Grabado en billete de $1.000 de Colombia, Banco de la República
Colombia es uno de los países más violentos del mundo, fruto de lo cual ha pagado una onerosa cuota en muertos, orfandad, viudez, dolor y miseria humana. En medio de ese torbellino de sangre, algunos hechos extraordinarios logran romper ocasionalmente el característico mutismo colectivo de un pueblo acostumbrado, cada vez más, a protestar en privado.
El 9 de abril de 1948 el asesinato de Jorge Eliécer Gaitán, y los hechos de violencia que el mismo desencadenó, partieron en dos la historia de Colombia. La desaparición del caudillo, quien entonces representaba la reivindicación de los anhelos populares, abrió más la brecha entre ricos y pobres, dejando en estos últimos una imborrable marca de insatisfacción, frustración e impotencia políticas, que se reflejan modernamente en el abstencionismo.

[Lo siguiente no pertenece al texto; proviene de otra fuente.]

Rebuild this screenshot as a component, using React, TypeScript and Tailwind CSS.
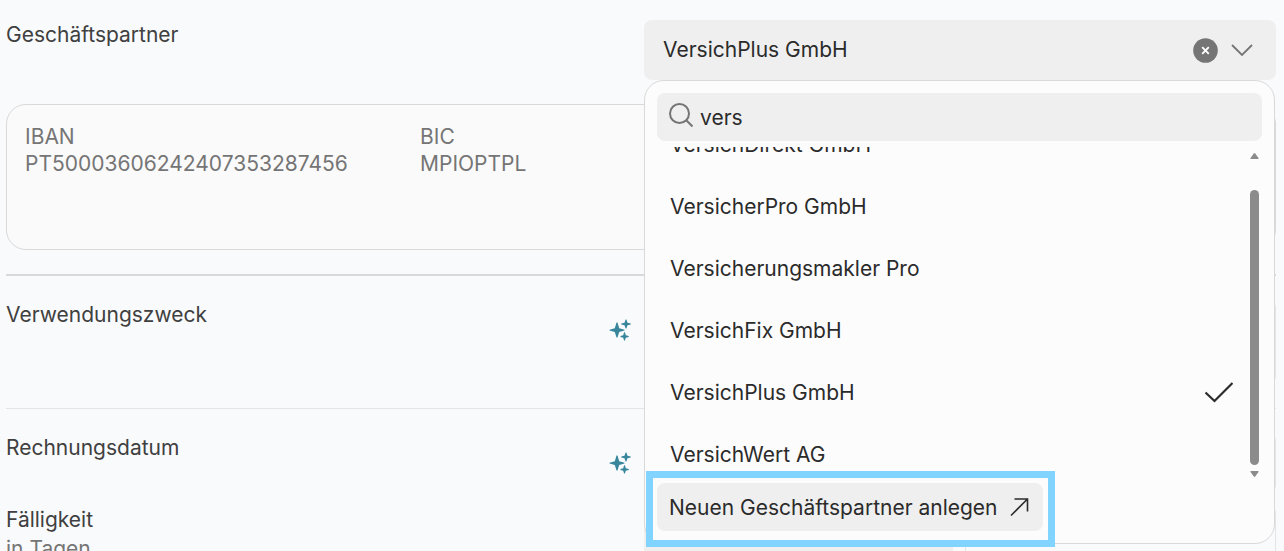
import clsx from 'clsx';
import { ReactNode } from 'react';

const results = [
  'VersichDirekt GmbH',
  'VersicherPro GmbH',
  'Versicherungsmakler Pro',
  'VersichFix GmbH',
  'VersichPlus GmbH',
  'VersichWert AG',
];

const selected = 'VersichPlus GmbH';

function Sparkles() {
  return (
    <svg className="h-6 w-6 text-[#37869c]" viewBox="0 0 24 24" fill="currentColor" aria-hidden="true">
      <path d="M8.500 4.500h1L11.200 10.300 16.500 11.700v.8L11.200 14 9.500 19.500h-1L6.800 14 1.500 12.500v-.8L6.800 10.300z" />
      <path d="M17.600 1.500h.8L19.500 4.700 22.700 5.600v.8L19.500 7.300 18.400 10.500h-.8L16.500 7.300 13.300 6.400v-.8L16.500 4.700z" />
      <path d="M16.100 14.300h.8L17.800 17.300 20.700 18.100v.8L17.800 19.700 16.900 22.500h-.8L15.200 19.700 12.500 18.900v-.8L15.200 17.300z" />
    </svg>
  );
}

function Row({ label, htmlFor, ai, children }: { label: ReactNode; htmlFor: string; ai?: boolean; children: ReactNode }) {
  return (
    <div className="grid grid-cols-2 gap-x-1.5">
      <div className="flex items-start justify-between pr-1.5">
        <label htmlFor={htmlFor} className="pt-px">{label}</label>
        {ai && <div className="mt-[18px]"><Sparkles /></div>}
      </div>
      {children}
    </div>
  );
}

function PartnerDropdown() {
  return (
    <div className="absolute top-full left-0 right-px z-10 rounded-[20px] border border-[#d9d9d9] bg-[#fcfcfc] p-3 text-[#2b2b2b]">
      <label className="flex h-12 items-center gap-[7px] rounded-lg bg-[#efefef] px-3">
        <svg className="mb-1 h-6 w-6 shrink-0 text-[#757575]" viewBox="0 0 24 24" fill="none" stroke="currentColor" strokeWidth="2" aria-hidden="true">
          <circle cx="10.500" cy="10.500" r="9.500" />
          <path d="M17 17 23.500 23.500" />
        </svg>
        <input type="text" aria-label="Suche" defaultValue="vers" className="w-full bg-transparent outline-none" />
      </label>

      <div className="mt-1.5 flex h-[336px]">
        <ul role="listbox" className="flex h-full flex-1 flex-col justify-end overflow-hidden pr-1">
          {results.map((name) => (
            <li key={name} role="option" aria-selected={name === selected} className="flex h-[62px] shrink-0 items-center justify-between px-[13px] pt-1">
              {name}
              {name === selected && (
                <svg className="h-6 w-7" viewBox="0 0 28 24" fill="none" stroke="currentColor" strokeWidth="2.200" aria-hidden="true">
                  <path d="M0.500 12.500 9.500 21 27.500 3" />
                </svg>
              )}
            </li>
          ))}
        </ul>
        {/* Scrollbar */}
        <div className="mr-[3px] flex w-[9px] flex-col items-center text-[#8b8b8b]">
          <svg className="mt-1.5 h-1.5 w-[9px]" viewBox="0 0 9 6" fill="currentColor"><path d="M3.800.5Q4.500-.3 5.200.5L8.500 5Q9 6 8 6H1Q0 6 .5 5z" /></svg>
          <div className="mt-[31px] w-full flex-1 rounded-full bg-[#8b8b8b]" />
          <svg className="mt-1.5 mb-1.5 h-1.5 w-[9px]" viewBox="0 0 9 6" fill="currentColor"><path d="M3.800 5.500Q4.500 6.300 5.200 5.500L8.500 1Q9 0 8 0H1Q0 0 .5 1z" /></svg>
        </div>
      </div>

      <button type="button" className="relative flex h-12 items-center gap-3 rounded-lg bg-[#efefef] pr-[13px] pl-3">
        Neuen Geschäftspartner anlegen
        <svg className="h-5 w-5" viewBox="0 0 20 20" fill="none" stroke="currentColor" strokeWidth="1.600" aria-hidden="true">
          <path d="M1 18.500 17.500 2M4.500 2h13v12.500" />
        </svg>
        <span className="absolute -top-3 -right-3 -bottom-4 -left-[11px] border-[7px] border-[#80d4ff]" />
      </button>
    </div>
  );
}

function Field({ id, className }: { id: string; className?: string }) {
  return <input id={id} type="text" className={clsx('h-[60px] w-full min-w-0 rounded-lg', className)} />;
}

export default function App() {
  return (
    <main className="h-screen overflow-hidden bg-[#f9fafc] pt-5 pr-2 pl-1.5 font-['Inter',sans-serif] text-[21px] leading-[27px] text-[#404040]">
      <Row label="Geschäftspartner" htmlFor="partner">
        <div className="relative">
          <div className="flex h-[60px] items-center rounded-lg bg-[#efefef] pr-[22px] pl-[19px] text-[#2b2b2b]">
            <button id="partner" type="button" aria-expanded="true" className="flex-1 pb-0.5 text-left">{selected}</button>
            <button type="button" aria-label="Auswahl löschen" className="mr-3">
              <svg className="h-[25px] w-[25px]" viewBox="0 0 25 25">
                <circle cx="12.500" cy="12.500" r="12.300" fill="#757575" />
                <path d="M9.200 9.200l6.600 6.600m0-6.600-6.600 6.600" stroke="#fff" strokeWidth="1.900" />
              </svg>
            </button>
            <svg className="h-6 w-6 text-[#757575]" viewBox="0 0 24 24" fill="none" stroke="currentColor" strokeWidth="1.800" aria-hidden="true">
              <path d="M2 7l10 10L22 7" />
            </svg>
          </div>
          <PartnerDropdown />
        </div>
      </Row>

      {/* Bank details */}
      <dl className="mt-6 flex h-[146px] rounded-[20px] border border-[#d9d9d9] bg-[#fafafa] px-[18px] pt-[18px] text-[#757575]">
        <div className="w-[395px]">
          <dt>IBAN</dt>
          <dd>PT50003606242407353287456</dd>
        </div>
        <div>
          <dt>BIC</dt>
          <dd>MPIOPTPL</dd>
        </div>
      </dl>

      <div className="mt-6 border-t-2 border-[#d9d9d9] pt-6 pb-6">
        <Row label="Verwendungszweck" htmlFor="purpose" ai>
          <textarea id="purpose" className="h-[84px] w-full resize-none rounded-lg border border-[#e4e4e6]" />
        </Row>
      </div>

      <div className="border-t border-[#e4e4e6] pt-6">
        <Row label="Rechnungsdatum" htmlFor="date" ai>
          <Field id="date" className="border border-[#e4e4e6]" />
        </Row>
      </div>

      <div className="mt-3">
        <Row label={<>Fälligkeit<span className="mt-0.5 block text-[#757575]">in Tagen</span></>} htmlFor="due">
          <div className="flex gap-3">
            <Field id="due" className="bg-[#efefef]" />
            <Field id="due-date" className="border border-[#e4e4e6]" />
          </div>
        </Row>
      </div>
    </main>
  );
}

Los destrozos, incendios y saqueos producidos por el llamado bogotazo, que por poco acaban con la ciudad capital, fueron la manifestación física de la rabia en el corazón de un pueblo enardecido. La vida de quien predicaba paz y justicia social, de quien había presidido la gran Marcha del Silencio, era segada brutal e inexplicablemente por balas criminales, en lo que constituiría el comienzo de una cadena interminable de magnicidios, asesinatos políticos, masacres, atentados y desapariciones, muchos de ellos sin resolver hasta hoy. Violencia engendra violencia.
Sesenta años después, el 4 de febrero de 2008 se produce un suceso que, sin exagerar, podría partir en dos la historia de la sociedad civil colombiana. El 4F viene a ser algo así como un despertar. Masivamente y en todo el mundo, los colombianos salimos a la calle a expresar nuestro rechazo a la violencia histórica, encarnada de buena manera en el nacimiento, desarrollo y desviación del grupo guerrillero autodenominado FARC-EP, producto inicial tanto de las diferencias sociales, como de la intolerante idiosincrasia colombiana.